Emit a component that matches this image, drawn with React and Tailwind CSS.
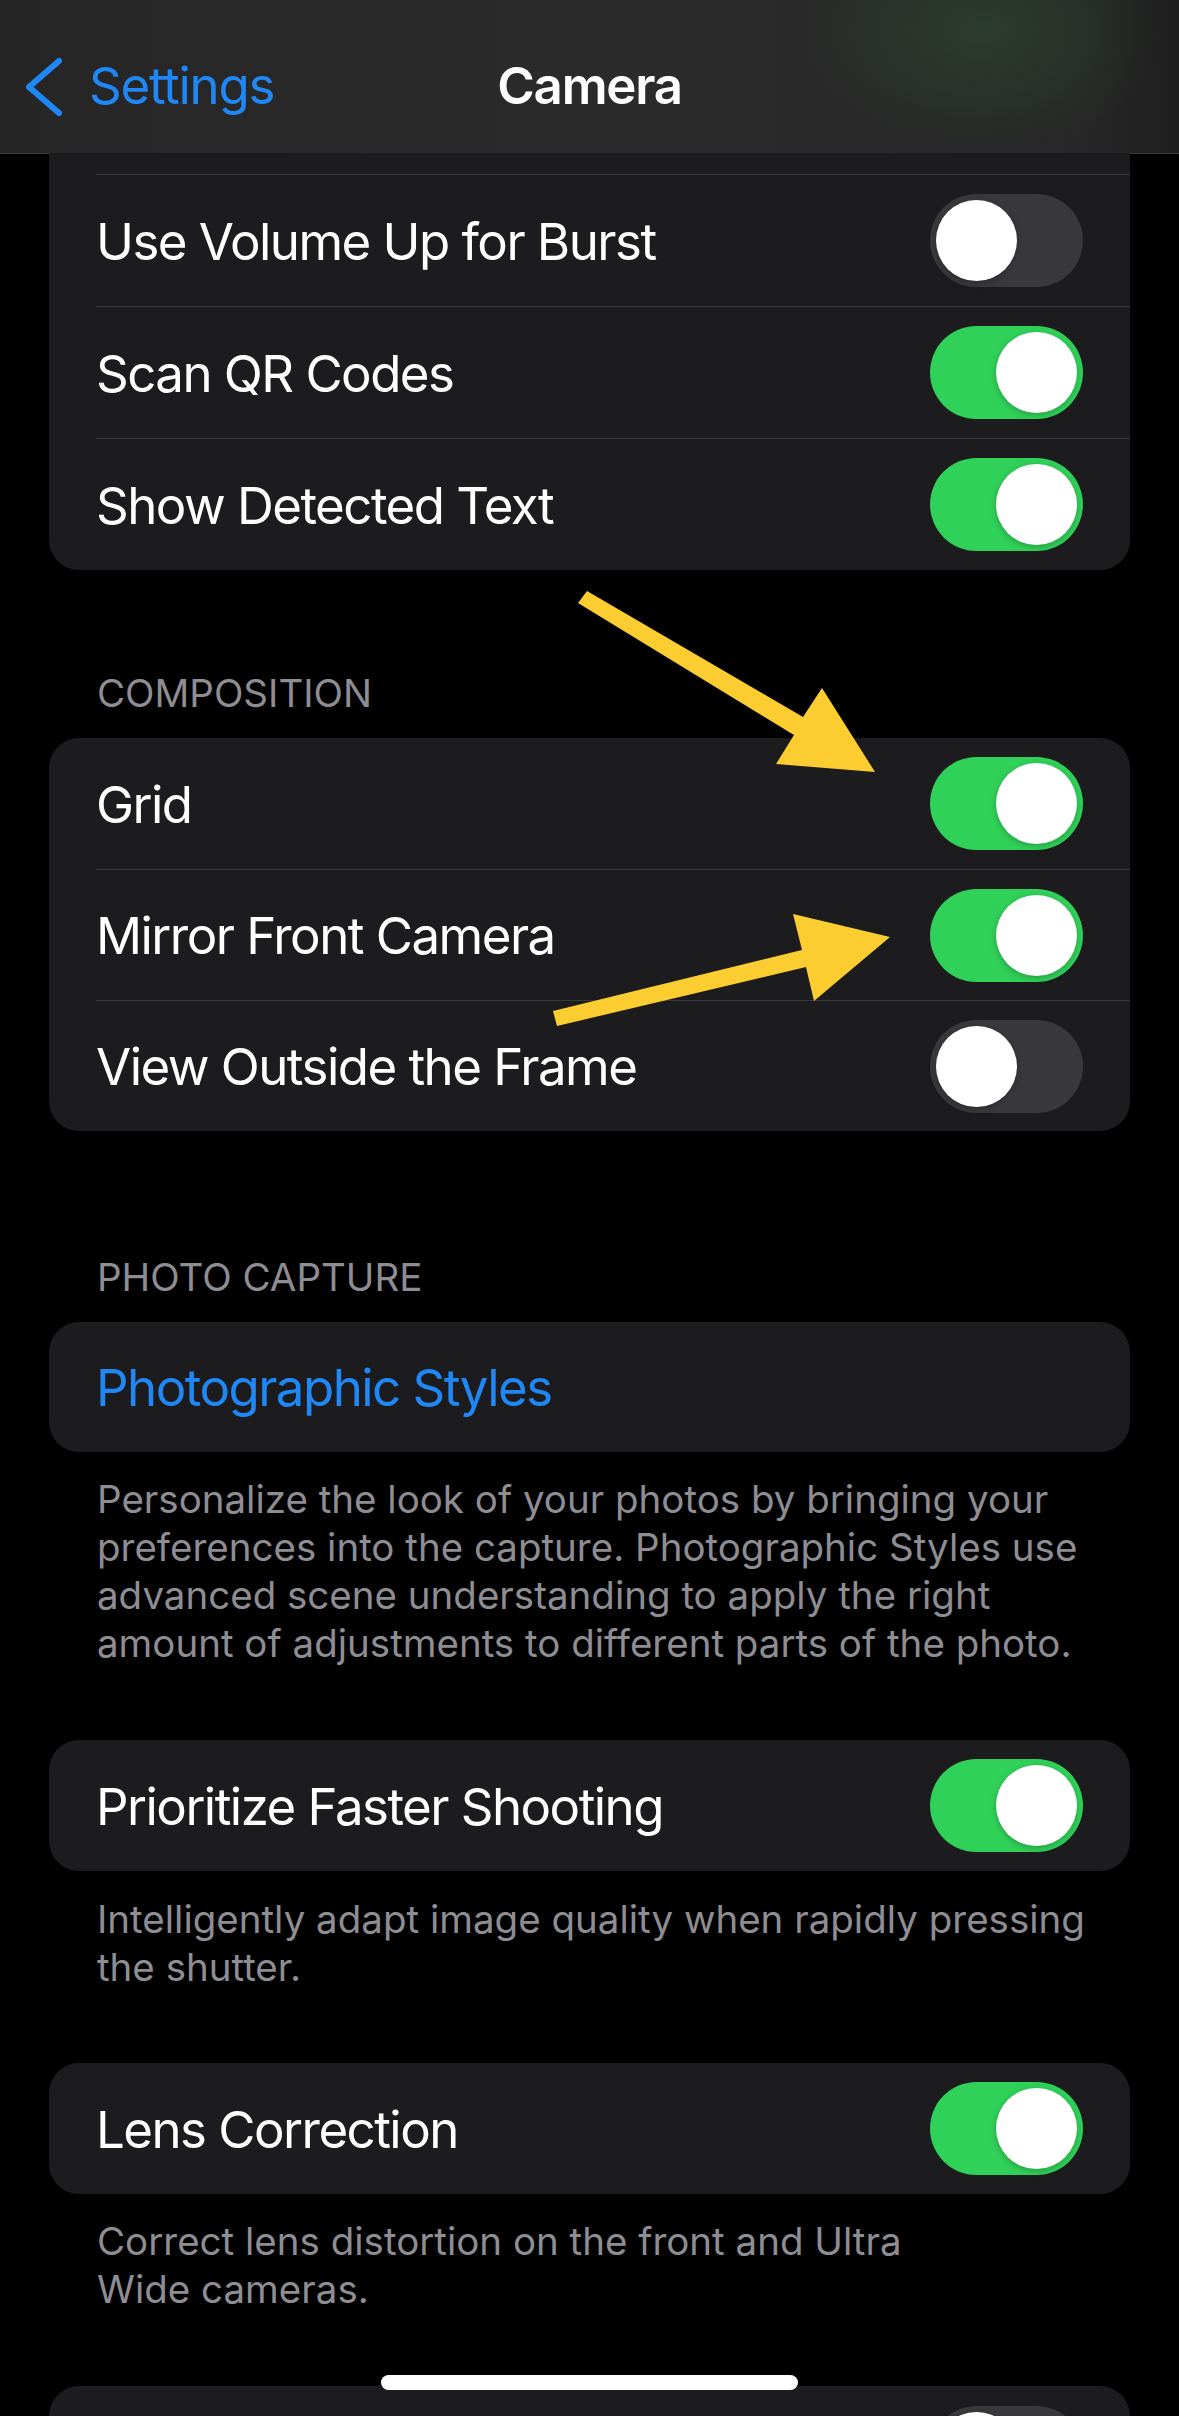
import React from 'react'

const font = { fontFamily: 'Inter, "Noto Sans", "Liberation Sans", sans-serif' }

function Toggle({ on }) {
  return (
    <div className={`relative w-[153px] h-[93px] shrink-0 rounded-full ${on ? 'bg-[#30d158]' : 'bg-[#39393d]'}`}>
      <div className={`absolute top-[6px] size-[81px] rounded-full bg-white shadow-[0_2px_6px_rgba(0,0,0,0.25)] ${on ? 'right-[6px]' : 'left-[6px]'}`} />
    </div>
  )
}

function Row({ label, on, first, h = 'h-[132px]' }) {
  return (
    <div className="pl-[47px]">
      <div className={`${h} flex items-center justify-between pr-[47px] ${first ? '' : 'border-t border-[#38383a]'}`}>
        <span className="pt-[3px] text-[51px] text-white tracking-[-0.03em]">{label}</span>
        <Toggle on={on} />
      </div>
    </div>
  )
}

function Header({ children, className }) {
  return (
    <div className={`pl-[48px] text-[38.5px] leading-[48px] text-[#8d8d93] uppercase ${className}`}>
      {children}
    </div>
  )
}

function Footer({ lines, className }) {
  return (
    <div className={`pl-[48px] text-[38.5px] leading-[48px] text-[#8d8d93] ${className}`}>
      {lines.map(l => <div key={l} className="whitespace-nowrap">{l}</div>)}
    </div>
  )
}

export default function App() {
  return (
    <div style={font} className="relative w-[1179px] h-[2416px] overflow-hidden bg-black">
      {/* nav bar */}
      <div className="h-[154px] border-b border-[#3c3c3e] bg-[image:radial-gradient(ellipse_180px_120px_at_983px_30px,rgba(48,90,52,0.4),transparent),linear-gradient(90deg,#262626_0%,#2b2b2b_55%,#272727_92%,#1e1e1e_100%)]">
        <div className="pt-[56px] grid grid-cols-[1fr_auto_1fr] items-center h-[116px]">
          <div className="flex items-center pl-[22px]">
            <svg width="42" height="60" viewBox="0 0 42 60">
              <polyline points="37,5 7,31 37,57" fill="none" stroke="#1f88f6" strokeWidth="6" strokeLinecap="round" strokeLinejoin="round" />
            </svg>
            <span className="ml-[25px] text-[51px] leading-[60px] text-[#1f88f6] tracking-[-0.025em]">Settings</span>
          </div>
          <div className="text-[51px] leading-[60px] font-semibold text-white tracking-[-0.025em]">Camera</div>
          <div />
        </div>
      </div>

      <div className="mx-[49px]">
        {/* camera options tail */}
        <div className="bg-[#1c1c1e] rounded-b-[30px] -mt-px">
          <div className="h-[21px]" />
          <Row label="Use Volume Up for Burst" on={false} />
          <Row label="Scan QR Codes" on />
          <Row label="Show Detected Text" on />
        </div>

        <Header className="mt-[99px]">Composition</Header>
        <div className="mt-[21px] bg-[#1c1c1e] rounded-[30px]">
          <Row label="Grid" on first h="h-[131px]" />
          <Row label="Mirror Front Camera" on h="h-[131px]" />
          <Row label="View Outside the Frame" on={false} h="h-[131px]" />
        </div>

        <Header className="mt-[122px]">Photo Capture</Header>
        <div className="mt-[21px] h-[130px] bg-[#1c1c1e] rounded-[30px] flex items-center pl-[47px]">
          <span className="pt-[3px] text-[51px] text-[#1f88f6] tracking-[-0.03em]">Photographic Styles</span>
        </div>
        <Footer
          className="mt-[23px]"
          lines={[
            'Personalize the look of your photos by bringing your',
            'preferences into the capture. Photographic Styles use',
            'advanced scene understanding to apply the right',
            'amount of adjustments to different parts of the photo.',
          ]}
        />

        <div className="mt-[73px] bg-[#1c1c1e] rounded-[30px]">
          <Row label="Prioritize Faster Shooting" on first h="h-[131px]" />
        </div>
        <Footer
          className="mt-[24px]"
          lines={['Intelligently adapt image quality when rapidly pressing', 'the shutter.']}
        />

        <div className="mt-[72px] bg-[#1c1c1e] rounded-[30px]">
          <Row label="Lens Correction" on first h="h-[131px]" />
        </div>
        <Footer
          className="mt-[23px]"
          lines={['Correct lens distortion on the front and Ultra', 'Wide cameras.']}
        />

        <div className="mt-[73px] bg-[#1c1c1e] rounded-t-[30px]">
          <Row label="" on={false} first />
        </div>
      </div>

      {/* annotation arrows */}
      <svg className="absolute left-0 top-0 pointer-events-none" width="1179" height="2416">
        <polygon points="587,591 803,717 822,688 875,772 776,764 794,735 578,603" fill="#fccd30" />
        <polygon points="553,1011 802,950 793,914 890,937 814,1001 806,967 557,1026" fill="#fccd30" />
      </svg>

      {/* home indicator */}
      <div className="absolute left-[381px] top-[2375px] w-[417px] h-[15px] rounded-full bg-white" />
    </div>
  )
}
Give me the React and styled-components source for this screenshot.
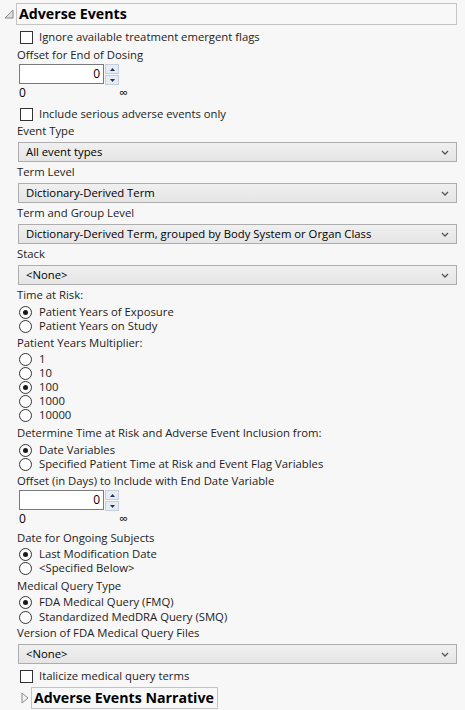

+ + +

Keep the pictures out of your copy, and repeat every entry above exactly.

Emit a component that matches this image, drawn with React and Tailwind CSS.
import React from 'react'

const font = { fontFamily: 'Inter, "Noto Sans", "Liberation Sans", sans-serif' }

function Toggle({ on }) {
  return (
    <div className={`relative w-[153px] h-[93px] shrink-0 rounded-full ${on ? 'bg-[#30d158]' : 'bg-[#39393d]'}`}>
      <div className={`absolute top-[6px] size-[81px] rounded-full bg-white shadow-[0_2px_6px_rgba(0,0,0,0.25)] ${on ? 'right-[6px]' : 'left-[6px]'}`} />
    </div>
  )
}

function Row({ label, on, first, h = 'h-[132px]' }) {
  return (
    <div className="pl-[47px]">
      <div className={`${h} flex items-center justify-between pr-[47px] ${first ? '' : 'border-t border-[#38383a]'}`}>
        <span className="pt-[3px] text-[51px] text-white tracking-[-0.03em]">{label}</span>
        <Toggle on={on} />
      </div>
    </div>
  )
}

function Header({ children, className }) {
  return (
    <div className={`pl-[48px] text-[38.5px] leading-[48px] text-[#8d8d93] uppercase ${className}`}>
      {children}
    </div>
  )
}

function Footer({ lines, className }) {
  return (
    <div className={`pl-[48px] text-[38.5px] leading-[48px] text-[#8d8d93] ${className}`}>
      {lines.map(l => <div key={l} className="whitespace-nowrap">{l}</div>)}
    </div>
  )
}

export default function App() {
  return (
    <div style={font} className="relative w-[1179px] h-[2416px] overflow-hidden bg-black">
      {/* nav bar */}
      <div className="h-[154px] border-b border-[#3c3c3e] bg-[image:radial-gradient(ellipse_180px_120px_at_983px_30px,rgba(48,90,52,0.4),transparent),linear-gradient(90deg,#262626_0%,#2b2b2b_55%,#272727_92%,#1e1e1e_100%)]">
        <div className="pt-[56px] grid grid-cols-[1fr_auto_1fr] items-center h-[116px]">
          <div className="flex items-center pl-[22px]">
            <svg width="42" height="60" viewBox="0 0 42 60">
              <polyline points="37,5 7,31 37,57" fill="none" stroke="#1f88f6" strokeWidth="6" strokeLinecap="round" strokeLinejoin="round" />
            </svg>
            <span className="ml-[25px] text-[51px] leading-[60px] text-[#1f88f6] tracking-[-0.025em]">Settings</span>
          </div>
          <div className="text-[51px] leading-[60px] font-semibold text-white tracking-[-0.025em]">Camera</div>
          <div />
        </div>
      </div>

      <div className="mx-[49px]">
        {/* camera options tail */}
        <div className="bg-[#1c1c1e] rounded-b-[30px] -mt-px">
          <div className="h-[21px]" />
          <Row label="Use Volume Up for Burst" on={false} />
          <Row label="Scan QR Codes" on />
          <Row label="Show Detected Text" on />
        </div>

        <Header className="mt-[99px]">Composition</Header>
        <div className="mt-[21px] bg-[#1c1c1e] rounded-[30px]">
          <Row label="Grid" on first h="h-[131px]" />
          <Row label="Mirror Front Camera" on h="h-[131px]" />
          <Row label="View Outside the Frame" on={false} h="h-[131px]" />
        </div>

        <Header className="mt-[122px]">Photo Capture</Header>
        <div className="mt-[21px] h-[130px] bg-[#1c1c1e] rounded-[30px] flex items-center pl-[47px]">
          <span className="pt-[3px] text-[51px] text-[#1f88f6] tracking-[-0.03em]">Photographic Styles</span>
        </div>
        <Footer
          className="mt-[23px]"
          lines={[
            'Personalize the look of your photos by bringing your',
            'preferences into the capture. Photographic Styles use',
            'advanced scene understanding to apply the right',
            'amount of adjustments to different parts of the photo.',
          ]}
        />

        <div className="mt-[73px] bg-[#1c1c1e] rounded-[30px]">
          <Row label="Prioritize Faster Shooting" on first h="h-[131px]" />
        </div>
        <Footer
          className="mt-[24px]"
          lines={['Intelligently adapt image quality when rapidly pressing', 'the shutter.']}
        />

        <div className="mt-[72px] bg-[#1c1c1e] rounded-[30px]">
          <Row label="Lens Correction" on first h="h-[131px]" />
        </div>
        <Footer
          className="mt-[23px]"
          lines={['Correct lens distortion on the front and Ultra', 'Wide cameras.']}
        />

        <div className="mt-[73px] bg-[#1c1c1e] rounded-t-[30px]">
          <Row label="" on={false} first />
        </div>
      </div>

      {/* annotation arrows */}
      <svg className="absolute left-0 top-0 pointer-events-none" width="1179" height="2416">
        <polygon points="587,591 803,717 822,688 875,772 776,764 794,735 578,603" fill="#fccd30" />
        <polygon points="553,1011 802,950 793,914 890,937 814,1001 806,967 557,1026" fill="#fccd30" />
      </svg>

      {/* home indicator */}
      <div className="absolute left-[381px] top-[2375px] w-[417px] h-[15px] rounded-full bg-white" />
    </div>
  )
}
Give me the React and styled-components source for this screenshot.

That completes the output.